Contre-jour

PYNCHON Thomas

Article publié le lundi 13 juin 2011 par Philémont

Quatrième de couverture

Avec ce roman planétaire et foisonnant qui débute par l’Exposition universelle de Chicago, en 1893, pour s’achever au lendemain de la Première Guerre mondiale, à Paris, Pynchon réussit son œuvre la plus ambitieuse et la plus émouvante. S’attachant à dépeindre aussi bien les luttes anarchistes dans l’Ouest américain que la Venise du tournant du siècle, les enjeux ferroviaires d’une Europe sur le point de basculer dans un conflit généralisé, les mystères de l’Orient mythique ou les frasques de la révolution mexicaine, l’auteur déploie une galerie de personnages de roman-feuilleton en perpétuelle expansion – jeunes aéronautes, espions fourbes, savants fous, prestidigitateurs, amateurs de drogue, etc. –, tous embringués dans des mésaventures dignes des Marx Brothers.

Au cœur du livre, la famille Traverse : Webb, mineur et as de la dynamite, exécuté sur ordre du ploutocrate Scarsdale Vibe ; ses enfants, tous hantés par la mort de leur père, certains bien décidés à le venger, d’autres déjà avalés par les contradictions du siècle naissant. Et gravitant autour d’eux, tels des astres égarés, quelques figures hautes en couleur, qui toutes ont un compte à régler avec le pouvoir. Veillant sur ce « petit monde », quelque part dans les airs : les Casse-Cou, bande de joyeux aéronautes qui, avec le lecteur, suivent non sans inquiétude la lente montée des périls.

Empruntant avec jubilation à tous les genres – fantastique, espionnage, aventure, western, gaudriole –, rythmé par des incursions dans des temps et des mondes parallèles, écrit dans une langue tour à tour drolatique et poignante, savante et gourmande, Contre-jour s’impose comme une épopée toute tendue vers la grâce.

L’avis de Philémont

Contre-jour est une fresque de Thomas PYNCHON. Celle-ci se veut une représentation du quart de siècle courant de l’exposition universelle de 1893 à Chicago au lendemain de la première guerre mondiale à Paris. Entre-temps bon nombre de pays auront été visités à travers le monde, le lecteur accompagnant une multitude de personnages, tous liés de près ou de loin par la famille Traverse qui sert de fil rouge à un récit fort complexe.
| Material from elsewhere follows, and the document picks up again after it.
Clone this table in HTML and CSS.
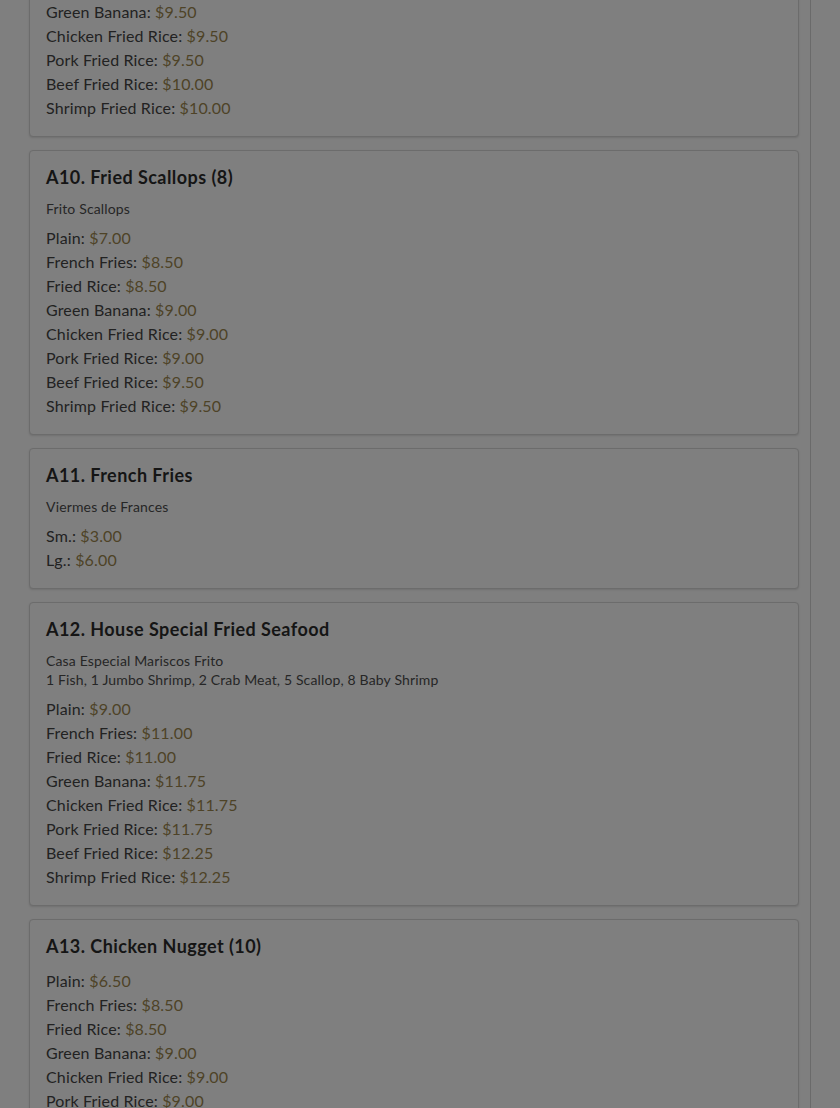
FILE: index.html
```html
<!DOCTYPE html>
<html lang="en">
<head>
<meta charset="utf-8">
<title>Menu</title>
<link rel="stylesheet" href="styles.css">
</head>
<body>
<div class="page">
  <div class="list">
    <section class="card">
      <h3 class="title">A9. Fried Shrimp (10)</h3>
      <div class="sub"><div>Camarones Frito</div></div>
      <ul class="prices">
        <li>Plain: <span class="p">$8.00</span></li>
        <li>French Fries: <span class="p">$9.00</span></li>
        <li>Fried Rice: <span class="p">$9.00</span></li>
        <li>Green Banana: <span class="p">$9.50</span></li>
        <li>Chicken Fried Rice: <span class="p">$9.50</span></li>
        <li>Pork Fried Rice: <span class="p">$9.50</span></li>
        <li>Beef Fried Rice: <span class="p">$10.00</span></li>
        <li>Shrimp Fried Rice: <span class="p">$10.00</span></li>
      </ul>
    </section>
    <section class="card">
      <h3 class="title">A10. Fried Scallops (8)</h3>
      <div class="sub"><div>Frito Scallops</div></div>
      <ul class="prices">
        <li>Plain: <span class="p">$7.00</span></li>
        <li>French Fries: <span class="p">$8.50</span></li>
        <li>Fried Rice: <span class="p">$8.50</span></li>
        <li>Green Banana: <span class="p">$9.00</span></li>
        <li>Chicken Fried Rice: <span class="p">$9.00</span></li>
        <li>Pork Fried Rice: <span class="p">$9.00</span></li>
        <li>Beef Fried Rice: <span class="p">$9.50</span></li>
        <li>Shrimp Fried Rice: <span class="p">$9.50</span></li>
      </ul>
    </section>
    <section class="card">
      <h3 class="title">A11. French Fries</h3>
      <div class="sub"><div>Viermes de Frances</div></div>
      <ul class="prices">
        <li>Sm.: <span class="p">$3.00</span></li>
        <li>Lg.: <span class="p">$6.00</span></li>
      </ul>
    </section>
    <section class="card">
      <h3 class="title">A12. House Special Fried Seafood</h3>
      <div class="sub"><div>Casa Especial Mariscos Frito</div><div>1 Fish, 1 Jumbo Shrimp, 2 Crab Meat, 5 Scallop, 8 Baby Shrimp</div></div>
      <ul class="prices">
        <li>Plain: <span class="p">$9.00</span></li>
        <li>French Fries: <span class="p">$11.00</span></li>
        <li>Fried Rice: <span class="p">$11.00</span></li>
        <li>Green Banana: <span class="p">$11.75</span></li>
        <li>Chicken Fried Rice: <span class="p">$11.75</span></li>
        <li>Pork Fried Rice: <span class="p">$11.75</span></li>
        <li>Beef Fried Rice: <span class="p">$12.25</span></li>
        <li>Shrimp Fried Rice: <span class="p">$12.25</span></li>
      </ul>
    </section>
    <section class="card">
      <h3 class="title nosub">A13. Chicken Nugget (10)</h3>
      <ul class="prices">
        <li>Plain: <span class="p">$6.50</span></li>
        <li>French Fries: <span class="p">$8.50</span></li>
        <li>Fried Rice: <span class="p">$8.50</span></li>
        <li>Green Banana: <span class="p">$9.00</span></li>
        <li>Chicken Fried Rice: <span class="p">$9.00</span></li>
        <li>Pork Fried Rice: <span class="p">$9.00</span></li>
        <li>Beef Fried Rice: <span class="p">$9.50</span></li>
        <li>Shrimp Fried Rice: <span class="p">$9.50</span></li>
      </ul>
    </section>
  </div>
</div>
</body>
</html>
```

FILE: styles.css
```css
html, body {
  margin: 0;
  padding: 0;
  background: #7f7f7f;
  height: 100%;
  overflow: hidden;
}
body {
  font-family: Lato, "Noto Sans", sans-serif;
  color: #222222;
}
.page {
  width: 811px;
  height: 100%;
  border-right: 1px solid #6a6a6a;
  box-sizing: border-box;
  overflow: hidden;
}
.list {
  margin-top: -148px;
  padding: 0 11px 0 29px;
  display: flex;
  flex-direction: column;
  gap: 13px;
}
.card {
  border: 1px solid #6c6c6c;
  border-radius: 4px;
  padding: 16px;
  background: #7f7f7f;
  box-shadow: 0 1px 2px rgba(0, 0, 0, 0.12);
}
.title {
  margin: 0 0 12px;
  font-size: 18px;
  line-height: 20px;
  font-weight: 700;
  letter-spacing: 0.45px;
  color: #151515;
}
.title.nosub {
  margin-bottom: 13px;
}
.sub {
  font-size: 14px;
  line-height: 19px;
  letter-spacing: 0.15px;
  color: #262626;
  margin-bottom: 8px;
}
.prices {
  list-style: none;
  margin: 0;
  padding: 0;
  font-size: 16px;
  line-height: 24px;
  letter-spacing: 0.15px;
}
.p {
  color: #4e4327;
}
```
Car la volonté de Thomas PYNCHON est de montrer comment le monde se transforme radicalement entre le XIXème et le XXème siècle, comment la révolution industrielle s’achève par l’avènement du capitalisme moderne, progrès technologiques et excès en tous genres allant désormais de concert. C’est à l’image de ces cows-boys désoeuvrés qui ne peuvent plus courir après la fameuse « frontière », celle-ci n’existant plus ; dès lors ils ne peuvent guère que se reconvertir en hommes de mains de riches industriels peu regardant sur les méthodes pour assoir leur pouvoir. Ces entrepreneurs semblent d’ailleurs galvauder tout ce à quoi ils touchent, ayant notamment décidés qu’ils n’avaient plus besoin de l’alchimie, leur suffisant désormais « de prendre la sueur des pauvres, la changer en biffetons et garder le plomb pour assurer l’ordre ». Tout cela est évoqué par le biais d’une galerie de portraits, chacun étant acteur plus ou moins impuissant d’une Histoire en marche, l’apogée étant atteint avec la Première Guerre mondiale qui marque à jamais les esprits.
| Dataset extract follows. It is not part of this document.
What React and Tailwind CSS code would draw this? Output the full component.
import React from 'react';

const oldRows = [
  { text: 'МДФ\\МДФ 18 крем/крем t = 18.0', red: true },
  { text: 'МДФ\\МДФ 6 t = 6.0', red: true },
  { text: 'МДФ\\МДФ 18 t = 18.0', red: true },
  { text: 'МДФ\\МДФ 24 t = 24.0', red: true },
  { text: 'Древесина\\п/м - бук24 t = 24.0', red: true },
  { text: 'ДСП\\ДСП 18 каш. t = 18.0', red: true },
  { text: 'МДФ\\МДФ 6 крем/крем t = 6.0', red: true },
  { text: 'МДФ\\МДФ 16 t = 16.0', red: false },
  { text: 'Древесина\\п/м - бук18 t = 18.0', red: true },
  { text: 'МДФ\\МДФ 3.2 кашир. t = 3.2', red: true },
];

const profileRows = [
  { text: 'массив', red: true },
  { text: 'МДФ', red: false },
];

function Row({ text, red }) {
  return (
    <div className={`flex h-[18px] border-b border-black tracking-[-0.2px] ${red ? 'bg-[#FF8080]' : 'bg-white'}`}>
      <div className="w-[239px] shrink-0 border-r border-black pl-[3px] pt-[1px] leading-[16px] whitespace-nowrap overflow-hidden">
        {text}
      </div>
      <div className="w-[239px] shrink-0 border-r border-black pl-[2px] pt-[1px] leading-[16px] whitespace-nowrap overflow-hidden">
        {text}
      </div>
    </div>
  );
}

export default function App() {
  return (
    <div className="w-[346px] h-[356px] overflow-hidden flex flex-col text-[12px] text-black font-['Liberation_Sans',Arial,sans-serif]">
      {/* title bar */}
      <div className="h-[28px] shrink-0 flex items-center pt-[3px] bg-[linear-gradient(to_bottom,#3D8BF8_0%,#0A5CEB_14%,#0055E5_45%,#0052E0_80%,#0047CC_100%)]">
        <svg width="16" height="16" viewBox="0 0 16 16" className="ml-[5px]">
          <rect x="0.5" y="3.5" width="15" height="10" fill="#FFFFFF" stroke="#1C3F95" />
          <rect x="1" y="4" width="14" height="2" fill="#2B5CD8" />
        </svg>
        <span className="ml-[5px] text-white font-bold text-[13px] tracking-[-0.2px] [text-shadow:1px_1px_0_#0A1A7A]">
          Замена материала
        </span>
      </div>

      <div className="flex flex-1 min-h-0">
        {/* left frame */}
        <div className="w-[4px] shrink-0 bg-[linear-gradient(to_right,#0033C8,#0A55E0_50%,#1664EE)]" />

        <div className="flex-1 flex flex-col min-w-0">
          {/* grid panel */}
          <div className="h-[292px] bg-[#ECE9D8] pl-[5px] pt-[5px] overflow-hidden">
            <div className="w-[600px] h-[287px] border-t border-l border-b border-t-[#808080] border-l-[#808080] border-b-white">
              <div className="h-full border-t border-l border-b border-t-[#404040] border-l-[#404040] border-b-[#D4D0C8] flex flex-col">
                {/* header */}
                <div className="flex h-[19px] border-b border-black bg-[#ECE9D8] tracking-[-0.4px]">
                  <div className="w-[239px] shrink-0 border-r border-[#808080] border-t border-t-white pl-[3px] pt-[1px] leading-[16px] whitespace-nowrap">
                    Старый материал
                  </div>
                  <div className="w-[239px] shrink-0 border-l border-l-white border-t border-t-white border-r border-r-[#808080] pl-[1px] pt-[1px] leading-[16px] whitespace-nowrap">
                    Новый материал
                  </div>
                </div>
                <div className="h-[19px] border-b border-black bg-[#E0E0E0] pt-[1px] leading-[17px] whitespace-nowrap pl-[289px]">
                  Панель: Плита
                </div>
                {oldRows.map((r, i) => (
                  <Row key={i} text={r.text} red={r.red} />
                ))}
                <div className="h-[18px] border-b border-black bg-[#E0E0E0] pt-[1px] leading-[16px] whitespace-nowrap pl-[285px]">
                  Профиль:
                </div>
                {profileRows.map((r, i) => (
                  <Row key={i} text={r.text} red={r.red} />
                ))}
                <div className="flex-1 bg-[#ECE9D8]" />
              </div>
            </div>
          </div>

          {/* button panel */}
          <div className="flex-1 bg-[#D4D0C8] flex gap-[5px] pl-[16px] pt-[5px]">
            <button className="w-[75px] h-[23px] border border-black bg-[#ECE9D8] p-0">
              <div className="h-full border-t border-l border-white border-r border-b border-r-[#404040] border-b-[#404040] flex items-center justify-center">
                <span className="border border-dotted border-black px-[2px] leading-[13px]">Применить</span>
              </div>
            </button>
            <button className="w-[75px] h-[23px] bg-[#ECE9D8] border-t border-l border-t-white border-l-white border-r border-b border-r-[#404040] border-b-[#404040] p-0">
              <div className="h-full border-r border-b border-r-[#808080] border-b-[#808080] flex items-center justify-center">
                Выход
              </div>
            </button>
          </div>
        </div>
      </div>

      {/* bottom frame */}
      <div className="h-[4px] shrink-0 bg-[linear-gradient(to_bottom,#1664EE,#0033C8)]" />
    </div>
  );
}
Les références historiques sont nombreuses. Toutefois Thomas PYNCHON n’est guère pédagogue et part du principe que son lecteur est au fait des évènements qui ont fait l’Histoire. Il en est par exemple ainsi de la révolution mexicaine ou encore des guerres balkaniques. De plus, sa prose est extrêmement riche de par son vocabulaire, et de par sa structure, la multiplicité de ses personnages, et la longueur de ses phrases, rendant indispensable une attention de tous les instants pour bien saisir le sens de toutes les situations. En outre, l’auteur mélange son érudition avec une bonne dose d’absurde, le tout dans un melting pot de genres allant du western au fantastique, en passant par l’espionnage. S’il en est encore besoin, précisons tout simplement que Contre-jour est une oeuvre particulièrement baroque.

Qu’il y adhère ou non dans son intégralité, chaque lecteur sera très probablement subjugué par la force de certaines scènes. Il ne s’agit pas tant d’une force émotionnelle liée à l’intimité de quelques personnages que de celle qui est associée à la tragédie humaine dans son ensemble. Celle-ci, placée dans le contexte du début du XXème siècle, est parfaitement représentative d’un monde qui naît dans la douleur la plus cruelle et continue aujourd’hui d’en assumer les conséquences.